Emaús (18-4-2021)
EMAÚS
Queridos hermanos en el Señor:
Os deseo gracia y paz.
Como los dos discípulos que se pusieron en camino hacia la aldea de Emaús, también nosotros podemos transitar por un sendero de huida. Nos alejamos de Jerusalén cuando damos la espalda a la vida que hemos compartido con Cristo. Nos alejamos de Jerusalén cuando conversamos sobre lo que allí ha sucedido, sintiéndonos decepcionados y afligidos.
Nos complace más contemplar admirados los milagros de Jesús. Nos gusta el relato de la conversión del agua en vino nuevo y abundante. Nos tranquiliza el relato de la multiplicación de los panes y los peces, o el momento en el que Jesús increpa a los vientos y al mar, y sobreviene una gran calma en medio de una fuerte tempestad.
Escuchamos con agrado las palabras que pronuncia Jesús sobre las bienaventuranzas o cuando nos exhorta a no estar agobiados por nuestra vida pensando qué vamos a comer, ni por nuestro cuerpo pensando con qué nos vamos a vestir.
Pero es preciso participar de una experiencia renovadora, genuinamente pascual.

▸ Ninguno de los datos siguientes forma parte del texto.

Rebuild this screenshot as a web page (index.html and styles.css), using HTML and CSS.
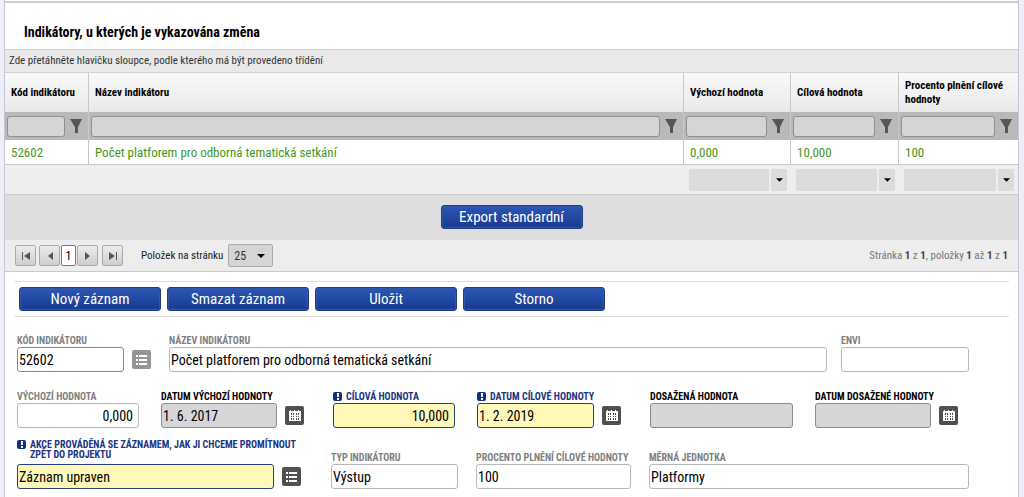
FILE: index.html
```html
<!DOCTYPE html>
<html lang="cs">
<head>
<meta charset="utf-8">
<meta name="viewport" content="width=device-width, initial-scale=1">
<title>Indikátory</title>
<link rel="stylesheet" href="styles.css">
</head>
<body>
<svg class="sprite" aria-hidden="true">
  <symbol id="funnel" viewBox="0 0 12 14"><path d="M0 0h12L8 8v6H5V8z"/></symbol>
  <symbol id="caret" viewBox="0 0 8 4"><path d="M0 0h8L4 4z"/></symbol>
  <symbol id="list" viewBox="0 0 19 19"><path d="M4 5h2v2H4zM4 9h2v2H4zM4 13h2v2H4zM7 5h8v2H7zM7 9h8v2H7zM7 13h8v2H7z"/></symbol>
  <symbol id="calendar" viewBox="0 0 19 19"><path fill-rule="evenodd" d="M4 5h1V4h1v1h3V4h1v1h3V4h1v1h2v10H4zM6 7v2h1V7zM8 7v2h1V7zM11 7v2h1V7zM13 7v2h1V7zM6 10v1h1v-1zM8 10v1h1v-1zM11 10v1h1v-1zM13 10v1h1v-1zM6 12v2h1v-2zM8 12v2h1v-2zM11 12v2h1v-2zM13 12v2h1v-2z"/></symbol>
  <symbol id="required" viewBox="0 0 9 9"><rect width="9" height="9" rx="2" fill="#142f80"/><path d="M4 1h2v4H4zM4 6h2v2H4z" fill="#fff"/></symbol>
</svg>
<main class="panel">
  <h1 class="title">Indikátory, u kterých je vykazována změna</h1>
  <div class="group-bar">Zde přetáhněte hlavičku sloupce, podle kterého má být provedeno třídění</div>
  <table class="grid">
    <colgroup><col class="col-code"><col><col class="col-base"><col class="col-target"><col class="col-percent"></colgroup>
    <thead>
      <tr class="head">
        <th scope="col">Kód indikátoru</th><th scope="col">Název indikátoru</th><th scope="col">Výchozí hodnota</th><th scope="col">Cílová hodnota</th><th scope="col">Procento plnění cílové hodnoty</th>
      </tr>
      <tr class="filters">
        <td><div class="filter"><input aria-label="Filtr: Kód indikátoru"><button aria-label="Filtrovat"><svg><use href="#funnel"/></svg></button></div></td>
        <td><div class="filter"><input aria-label="Filtr: Název indikátoru"><button aria-label="Filtrovat"><svg><use href="#funnel"/></svg></button></div></td>
        <td><div class="filter"><input aria-label="Filtr: Výchozí hodnota"><button aria-label="Filtrovat"><svg><use href="#funnel"/></svg></button></div></td>
        <td><div class="filter"><input aria-label="Filtr: Cílová hodnota"><button aria-label="Filtrovat"><svg><use href="#funnel"/></svg></button></div></td>
        <td><div class="filter"><input aria-label="Filtr: Procento plnění"><button aria-label="Filtrovat"><svg><use href="#funnel"/></svg></button></div></td>
      </tr>
    </thead>
    <tbody>
      <tr class="record"><td>52602</td><td>Počet platforem pro odborná tematická setkání</td><td>0,000</td><td>10,000</td><td>100</td></tr>
    </tbody>
    <tfoot>
      <tr class="totals">
        <td></td><td></td>
        <td><div class="total"><input readonly aria-label="Souhrn: Výchozí hodnota"><button aria-label="Vybrat souhrn"><svg><use href="#caret"/></svg></button></div></td>
        <td><div class="total"><input readonly aria-label="Souhrn: Cílová hodnota"><button aria-label="Vybrat souhrn"><svg><use href="#caret"/></svg></button></div></td>
        <td><div class="total"><input readonly aria-label="Souhrn: Procento plnění"><button aria-label="Vybrat souhrn"><svg><use href="#caret"/></svg></button></div></td>
      </tr>
    </tfoot>
  </table>
  <div class="export"><button class="btn">Export standardní</button></div>
  <nav class="pager" aria-label="Stránkování">
    <button class="page-btn" aria-label="První"><svg viewBox="0 0 10 10"><path d="M1 1h1v8H1zM9 1v8L3 5z"/></svg></button>
    <div class="page-group">
      <button class="page-btn" aria-label="Předchozí"><svg viewBox="0 0 10 10"><path d="M8 1v8L3 5z"/></svg></button>
      <button class="page-btn current">1</button>
      <button class="page-btn" aria-label="Další"><svg viewBox="0 0 10 10"><path d="M2 1v8l5-4z"/></svg></button>
    </div>
    <button class="page-btn" aria-label="Poslední"><svg viewBox="0 0 10 10"><path d="M1 1v8l6-4zM8 1h1v8H8z"/></svg></button>
    <label class="size-label" for="size">Položek na stránku</label>
    <div class="size"><select id="size"><option>25</option><option>50</option></select><svg><use href="#caret"/></svg></div>
    <p class="status">Stránka <b>1</b> z <b>1</b>, položky <b>1</b> až <b>1</b> z <b>1</b></p>
  </nav>
  <div class="actions">
    <button class="btn">Nový záznam</button><button class="btn">Smazat záznam</button><button class="btn">Uložit</button><button class="btn">Storno</button>
  </div>
  <form class="form">
    <div class="row row-name">
      <div class="field optional"><label for="code">KÓD INDIKÁTORU</label><div class="control"><input id="code" class="dark" value="52602"><button type="button" class="icon-btn muted" aria-label="Vybrat"><svg><use href="#list"/></svg></button></div></div>
      <div class="field optional"><label for="name">NÁZEV INDIKÁTORU</label><div class="control"><input id="name" value="Počet platforem pro odborná tematická setkání"></div></div>
      <div class="field optional"><label for="envi">ENVI</label><div class="control"><input id="envi"></div></div>
    </div>
    <div class="row row-values">
      <div class="field optional"><label for="base">VÝCHOZÍ HODNOTA</label><div class="control"><input id="base" class="number" value="0,000"></div></div>
      <div class="field locked date"><label for="base-date">DATUM VÝCHOZÍ HODNOTY</label><div class="control"><input id="base-date" readonly value="1. 6. 2017"><button type="button" class="icon-btn" aria-label="Kalendář"><svg><use href="#calendar"/></svg></button></div></div>
      <div class="field required"><label for="target"><svg><use href="#required"/></svg>CÍLOVÁ HODNOTA</label><div class="control"><input id="target" class="number" value="10,000"></div></div>
      <div class="field required date"><label for="target-date"><svg><use href="#required"/></svg>DATUM CÍLOVÉ HODNOTY</label><div class="control"><input id="target-date" value="1. 2. 2019"><button type="button" class="icon-btn" aria-label="Kalendář"><svg><use href="#calendar"/></svg></button></div></div>
      <div class="field locked"><label for="reached">DOSAŽENÁ HODNOTA</label><div class="control"><input id="reached" readonly></div></div>
      <div class="field locked date last"><label for="reached-date">DATUM DOSAŽENÉ HODNOTY</label><div class="control"><input id="reached-date" readonly><button type="button" class="icon-btn" aria-label="Kalendář"><svg><use href="#calendar"/></svg></button></div></div>
    </div>
    <div class="row row-action">
      <div class="field required"><label for="action"><svg><use href="#required"/></svg><span>AKCE PROVÁDĚNÁ SE ZÁZNAMEM, JAK JI CHCEME PROMÍTNOUT ZPĚT DO PROJEKTU</span></label><div class="control"><input id="action" value="Záznam upraven"><button type="button" class="icon-btn" aria-label="Vybrat"><svg><use href="#list"/></svg></button></div></div>
      <div class="field optional"><label for="type">TYP INDIKÁTORU</label><div class="control"><input id="type" value="Výstup"></div></div>
      <div class="field optional"><label for="percent">PROCENTO PLNĚNÍ CÍLOVÉ HODNOTY</label><div class="control"><input id="percent" value="100"></div></div>
      <div class="field optional"><label for="unit">MĚRNÁ JEDNOTKA</label><div class="control"><input id="unit" value="Platformy"></div></div>
    </div>
  </form>
</main>
</body>
</html>
```
FILE: styles.css
```css
* { box-sizing: border-box; }
body {
  margin: 0;
  background: #eceffb;
  color: #000;
  font-family: "Roboto Condensed", "Liberation Sans Narrow", Roboto, sans-serif;
  font-size: 11px;
}
button, input, select { font: inherit; color: inherit; margin: 0; padding: 0; min-width: 0; }
button { cursor: pointer; }
.sprite { display: none; }
svg { display: block; fill: currentColor; }

.panel {
  min-height: 100vh;
  margin: 0 5px 0 4px;
  background: #fff;
  border: solid #c4c6d0;
  border-width: 0 1px;
  padding-top: 1px;
}
.title {
  margin: 0;
  padding: 20px 19px 8px;
  border-top: 2px solid #ccced2;
  font-size: 14px;
  line-height: 18px;
}
.group-bar {
  padding: 0 4px;
  border: solid #d0d0d0;
  border-width: 1px 0;
  background: #e9e9e9;
  color: #333;
  line-height: 22px;
}

.grid { width: 100%; table-layout: fixed; border-spacing: 0; }
.col-code { width: 84px; }
.col-base { width: 107px; }
.col-target { width: 108px; }
.col-percent { width: 119px; }
.grid th, .grid td { padding: 0; text-align: left; }
.head th {
  height: 39px;
  border-right: 1px solid #c8c8c8;
  background: linear-gradient(#f9f9f9, #e9e9e9);
  line-height: 14px;
}
.filters td { height: 28px; background: #b9b9b9; border-right: 1px solid #c8c8c8; }
.filter { display: flex; align-items: center; gap: 5px; padding: 0 6px 0 2px; }
.filter input {
  flex: 1;
  height: 21px;
  border: 1px solid #909090;
  border-radius: 3px;
  background: #d5d5d5;
}
.filter button { border: 0; background: none; color: #555; }
.filter svg { width: 12px; height: 14px; }
.record td {
  height: 25px;
  border-right: 1px solid #c8c8c8;
  border-bottom: 1px solid #c8c8c8;
  color: #47951b;
  font-size: 13px;
}
.grid .head th, .grid .record td { padding: 0 5px 0 6px; }
.head th:last-child, .filters td:last-child, .record td:last-child { border-right: 0; }
.totals td { height: 30px; background: #eee; border-bottom: 1px solid #ccc; }
.total { display: flex; gap: 2px; padding: 0 4px 0 5px; }
.total input { flex: 1; height: 22px; border: 0; border-radius: 2px; background: #dbdbdb; }
.total button {
  display: grid;
  place-items: center;
  width: 16px;
  border: 0;
  border-radius: 2px;
  background: #dbdbdb;
}
.total svg { width: 7px; height: 4px; }

.btn {
  width: 142px;
  height: 24px;
  border: 1px solid #1b3c8f;
  border-radius: 3px;
  background: linear-gradient(#2b57b8, #1a3a8c);
  box-shadow: inset 0 0 0 1px #3156a8;
  color: #fff;
  font-size: 15px;
  line-height: 20px;
}
.export { display: flex; justify-content: center; padding: 10px 0 11px; background: #dedede; }

.pager {
  display: flex;
  align-items: center;
  height: 32px;
  padding: 0 10px;
  border-bottom: 1px solid #c9c9c9;
  background: #ededed;
}
.page-group { display: flex; gap: 1px; margin: 0 4px 0 3px; }
.page-btn {
  display: grid;
  place-items: center;
  width: 21px;
  height: 21px;
  border: 1px solid #aaa;
  border-radius: 2px;
  background: linear-gradient(#ececec, #cecece);
  color: #555;
}
.page-btn.current { width: 15px; border-color: #777; background: #fff; color: #000; font-size: 12px; }
.page-btn svg { width: 10px; height: 10px; }
.size-label { margin: 0 5px 0 18px; color: #222; }
.size { position: relative; }
.size select {
  appearance: none;
  width: 45px;
  height: 23px;
  padding: 0 5px;
  border: 1px solid #aaa;
  border-radius: 2px;
  background: #d5d5d5;
  color: #333;
  font-size: 12px;
}
.size svg { position: absolute; top: 10px; right: 8px; width: 8px; height: 4px; color: #000; pointer-events: none; }
.status { margin: 0 0 0 auto; color: #777; }
.status b { color: #444; }

.actions {
  display: flex;
  gap: 6px;
  margin: 9px 9px 0;
  padding: 5px;
  border: solid #e0e0e0;
  border-width: 1px 0;
}

.form { padding: 17px 49px 8px 12px; }
.row { display: grid; align-items: end; }
.row-name { grid-template-columns: 138fr 658fr 128fr; column-gap: 14px; }
.row-values { grid-template-columns: 122fr 150fr 122fr 151fr 143fr 154fr; column-gap: 22px; margin-top: 18px; }
.row-action { grid-template-columns: 296fr 127fr 155fr 320fr; column-gap: 18px; margin-top: 12px; }
.field { min-width: 0; }
.field label {
  display: flex;
  gap: 4px;
  height: 13px;
  font-size: 10px;
  font-weight: 700;
  line-height: 13px;
  white-space: nowrap;
}
.field label svg { flex: none; width: 9px; height: 9px; margin-top: 2px; }
.control { display: flex; align-items: center; gap: 8px; }
.control input {
  flex: 1;
  width: 100%;
  height: 25px;
  padding: 0 1px;
  border: 1px solid #b8b8b8;
  border-radius: 3px;
  background: #fff;
  font-size: 14px;
}
.control .dark { border-color: #888; }
.control .number { padding-right: 5px; text-align: right; }
.optional label { color: #7f7f7f; }
.locked input { border-color: #8c8c8c; background: #d6d6d6; }
.required label { color: #1a3484; }
.required input { border-color: #263f7d; background: #fff8b8; }
.date .control { padding-right: 7px; }
.date.last .control { padding-right: 11px; }
.icon-btn {
  flex: none;
  width: 19px;
  height: 19px;
  border: 0;
  border-radius: 2px;
  background: #505050;
  color: #fff;
}
.icon-btn.muted { background: #969696; }
.icon-btn svg { width: 19px; height: 19px; }
.row-name .field:first-child .control { padding-right: 4px; }
.row-action .field:first-child .control { padding-right: 12px; }
.row-action .field:first-child label {
  height: 24px;
  padding-bottom: 4px;
  line-height: 10px;
  white-space: normal;
}
.row-action .field:first-child label svg { margin-top: 0; }
```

Pascua nos ofrece la oportunidad de experimentar en nuestra vida que Jesús en persona se acerca y se pone a caminar con nosotros.
Aunque nuestros ojos no sean capaces de reconocerlo, Él nos pregunta sobre nuestras conversaciones durante el camino. Con aire entristecido, respondemos con amargura: “Nosotros esperábamos…”. Reconocemos que Jesús es “un profeta poderoso en obras y palabras, ante Dios y ante todo el pueblo”, pero no comprendemos que pudiese ser entregado a los sumos sacerdotes y jefes “para que lo condenaran a muerte y lo crucificaran”.

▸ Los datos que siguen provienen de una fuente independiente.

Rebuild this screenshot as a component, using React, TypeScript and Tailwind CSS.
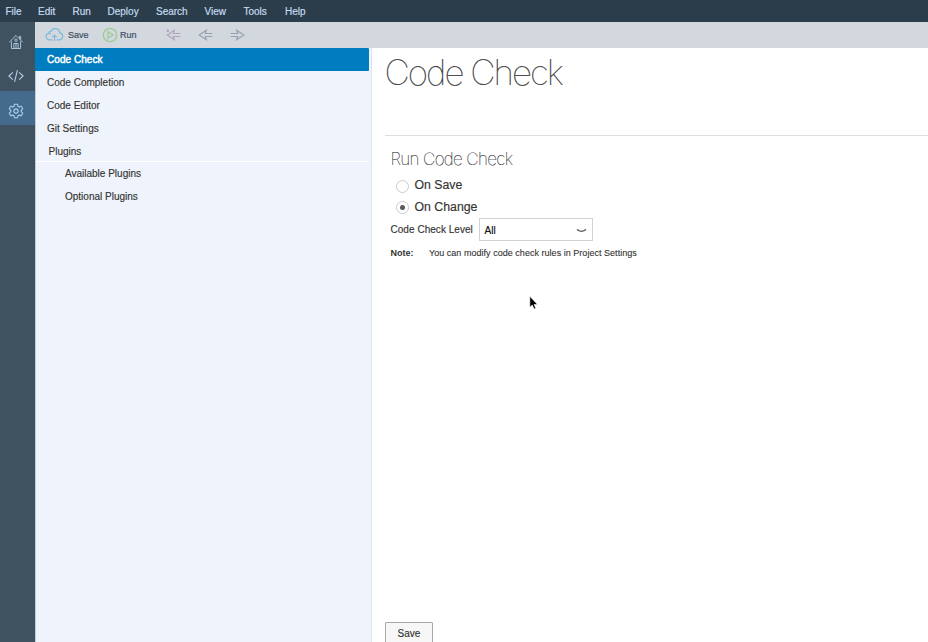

Tampoco creemos a las mujeres que dicen que Jesús está vivo, ni a los que fueron al sepulcro y lo encontraron como habían dicho las mujeres.
Entonces, Jesús nos llama “necios” y “torpes” por no creer lo que dijeron los profetas. Y Él mismo, comenzando por Moisés y siguiendo por los profetas, nos explica lo que se refiere a Él en todas las Escrituras.
Nuestro corazón arde mientras Jesús nos explica las Escrituras. Sus palabras suenan llenas de vida y de luz. En ese momento, deseamos que Él se quede con nosotros, porque sin Él atardece en nuestra vida y las tinieblas nos pueden rodear de nuevo.
Cuando Jesús se sienta a la mesa con nosotros, toma el pan, pronuncia la bendición, lo parte y nos lo da, se nos abren los ojos y lo reconocemos. Y decimos: “Es verdad, ha resucitado el Señor”, porque lo reconocemos cuando nos habla por el camino, cuando nos explica las Escrituras y al partir el pan de la Eucaristía.
Recibid mi cordial saludo y mi bendición.